The two complementary methods (admixture ancestry and hierarchical cluster analysis), used to determine the number of groups in this study, both clustered the inbred lines into four separate groups, thus implying there is a high degree of genetic diversity in the inbred lines evaluated in this study. Most of the inbred lines were clustered depending on their ancestry, selection history, and endosperm color (Figs. 3 and 4). However, some inbred lines were not clustered according to shared ancestry; this means that inbred lines obtained from the same source population do not necessarily have the same selection history (Boakyewaa Adu et al. 2019). This can be explained by the fact that the bi-parental populations used to develop the lines were from diverse sources, including temperate, tropical, and subtropical. This has been confirmed by various studies on tropical maize inbred lines which have reported diversity explained by the diverse makeup of the source germplasm used to develop these lines (Warburton et al. 2002, 2008; Semagn et al. 2012; Wu et al. 2016; Sserumaga et al. 2019). Furthermore, the variation observed can be due to other factors like selection, the breeding system used, and differences in the geographical origin of the source populations. It is important to note, in this study, the clustering of the lines into four groups was different between the neighbor-joining tree and the population structure; this can be attributed to the differences in the clustering algorithms and models employed by the two methods.

The low levels of heterozygosity ranging from 0.16 to 0.30 detected among the inbred lines within the four groups suggest that the SNP markers were efficient in creating homogeneous subpopulations.
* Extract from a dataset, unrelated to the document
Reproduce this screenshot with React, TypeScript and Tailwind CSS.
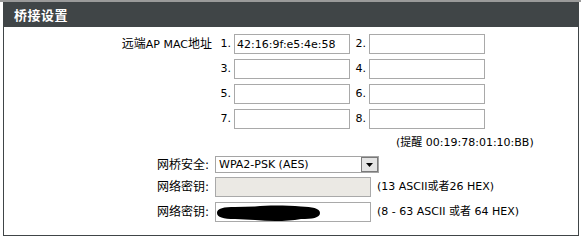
import React from "react";

// ─── MAC field ─────────────────────────────────────────────────
const Box = ({ value = "", w = "w-[116px]" }: { value?: string; w?: string }) => (
  <input
    type="text"
    defaultValue={value}
    className={`${w} h-[20px] border border-[#a9a9a9] bg-white px-[2px] text-[11px] text-black outline-none`}
  />
);

const Num = ({ n }: { n: number }) => <span className="text-right pr-[3px]">{n}.</span>;

const macs = ["42:16:9f:e5:4e:58", "", "", "", "", "", "", ""];

// ─── Select ────────────────────────────────────────────────────
const FakeSelect = () => (
  <div className="w-[164px] h-[17px] border border-[#a5a5a5] bg-white flex items-center">
    <span className="flex-1 pl-[3px] leading-none">WPA2-PSK (AES)</span>
    <div className="w-[17px] h-[15px] border border-[#7a7a7a] bg-[#e4e4e4] flex items-center justify-center">
      <svg width="7" height="4" viewBox="0 0 7 4">
        <path d="M0 0 H7 L3.5 4 Z" fill="#000" />
      </svg>
    </div>
  </div>
);

export default function App() {
  return (
    <div className="w-[581px] h-[240px] bg-white text-black text-[11px] font-['DejaVu_Sans','Noto_Sans_CJK_SC',sans-serif]">
      <div className="h-[2px] bg-[#9a9a9a]" />
      <div className="ml-[3px] w-[576px]">
        {/* ─── Header ─── */}
        <div className="h-[25px] bg-[#404547] flex items-center pl-[11px] text-white font-bold text-[13px] tracking-[0.5px] font-['Noto_Sans_CJK_SC',sans-serif]">
          桥接设置
        </div>

        {/* ─── Body ─── */}
        <div className="h-[209px] border-x border-b border-[#404547] pt-[7px]">
          <div className="grid grid-cols-[214px_16px_116px_19px_116px] auto-rows-[20px] gap-y-[5px] items-center">
            <span className="text-right pr-[6px]">
              <span className="text-[12px]">远端</span>AP MAC<span className="text-[12px]">地址</span>
            </span>
            <Num n={1} />
            <Box value={macs[0]} />
            <Num n={2} />
            <Box value={macs[1]} />
            {[3, 5, 7].map((n) => (
              <React.Fragment key={n}>
                <span />
                <Num n={n} />
                <Box value={macs[n - 1]} />
                <Num n={n + 1} />
                <Box value={macs[n]} />
              </React.Fragment>
            ))}
          </div>

          <div className="mt-[6px] h-[16px] pl-[392px] flex items-center">
            (提醒 00:19:78:01:10:BB)
          </div>

          <div className="mt-[5px] flex items-center h-[17px]">
            <span className="w-[211px] text-right pr-[6px] text-[12px]">网桥安全:</span>
            <FakeSelect />
          </div>

          <div className="mt-[4px] flex items-center h-[20px]">
            <span className="w-[211px] text-right pr-[6px] text-[12px]">网络密钥:</span>
            <div className="w-[156px] h-[20px] border border-[#a9a9a9] bg-[#ebe9e4]" />
            <span className="ml-[6px]">(13 ASCII或者26 HEX)</span>
          </div>

          <div className="mt-[5px] flex items-center h-[20px]">
            <span className="w-[211px] text-right pr-[6px] text-[12px]">网络密钥:</span>
            <div className="relative">
              <Box w="w-[156px]" />
              <svg className="absolute left-0 top-0" width="156" height="20" viewBox="0 0 156 20">
                <path
                  d="M2 11 C2 6 9 5 20 5 L40 4.5 C55 3 72 3.5 86 4.5 C97 5 105 6 105 11 C105 16 97 17 86 17 C72 19.5 55 19.5 40 18 L20 17 C8 17 2 15 2 11 Z"
                  fill="#000"
                />
              </svg>
            </div>
            <span className="ml-[6px]">(8 - 63 ASCII 或者 64 HEX)</span>
          </div>
        </div>
      </div>
    </div>
  );
}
The FST values observed in the present study ranged from 0.24 to 0.65 and were high; these values were similar to those reported in previous studies on other tropical inbred lines by Boakyewaa Adu et al. (2019) and Sserumaga et al. (2019, 2020). These high FST values imply that the lines in the study are fixed and, therefore, grouped into genetically diverse groups; this makes them an important resource for genetic studies, and valuable for association mapping studies that require uniformity of inbred lines and genetic divergence. For the development of hybrids, it is advisable that crosses are made between parental lines from diverse clusters.

The AMOVA results (P < 0.001) also support the population differentiation. AMOVA revealed major molecular variance within populations rather than among populations implying a high genetic diversity among accessions (Sserumaga et al. 2021). According to Wang (2020), generally, outcrossing and long-lived plants have the most genetic variation within. Inbred lines from diverse subgroups possess unique alleles that could be beneficial in the breeding programs. The diversity observed among these maize inbred lines can be utilized and used to develop new lines. Given that some of these lines already have beneficial traits such as resistance to pests and diseases, and others are resistant to abiotic stresses such as drought, they could be good candidates for recycling. Such bi-parental crosses between genetically diverse inbred lines with good genetic potential will result in blends of several promising alleles at different loci leading to new lines with multiple stress resistance and higher yield potential.

Conclusion

In this study, a considerable amount of genetic diversity was observed among the 151 inbred lines genotyped using the DArTseq genotyping platform. Four clusters were identified from this study. This genetic diversity can be utilized for future breeding progress to develop new maize varieties with desirable characteristics that are adapted to changing environments. This germplasm could also be used to produce a core collection, map population studies, and facilitate the identification of useful traits. The contrasting pair of inbred lines from different subpopulations could be used to create mapping populations to identify genes involved in disease, pest, and/or drought resistance in maize. Furthermore, the current genetic diversity information will be very useful for making more effective use of these inbred lines in tropical breeding programs for the development of open-pollinated varieties and/or hybrids, as well as for maintaining a broad genetic base that can be used to develop promising resistant and high yielding inbred lines.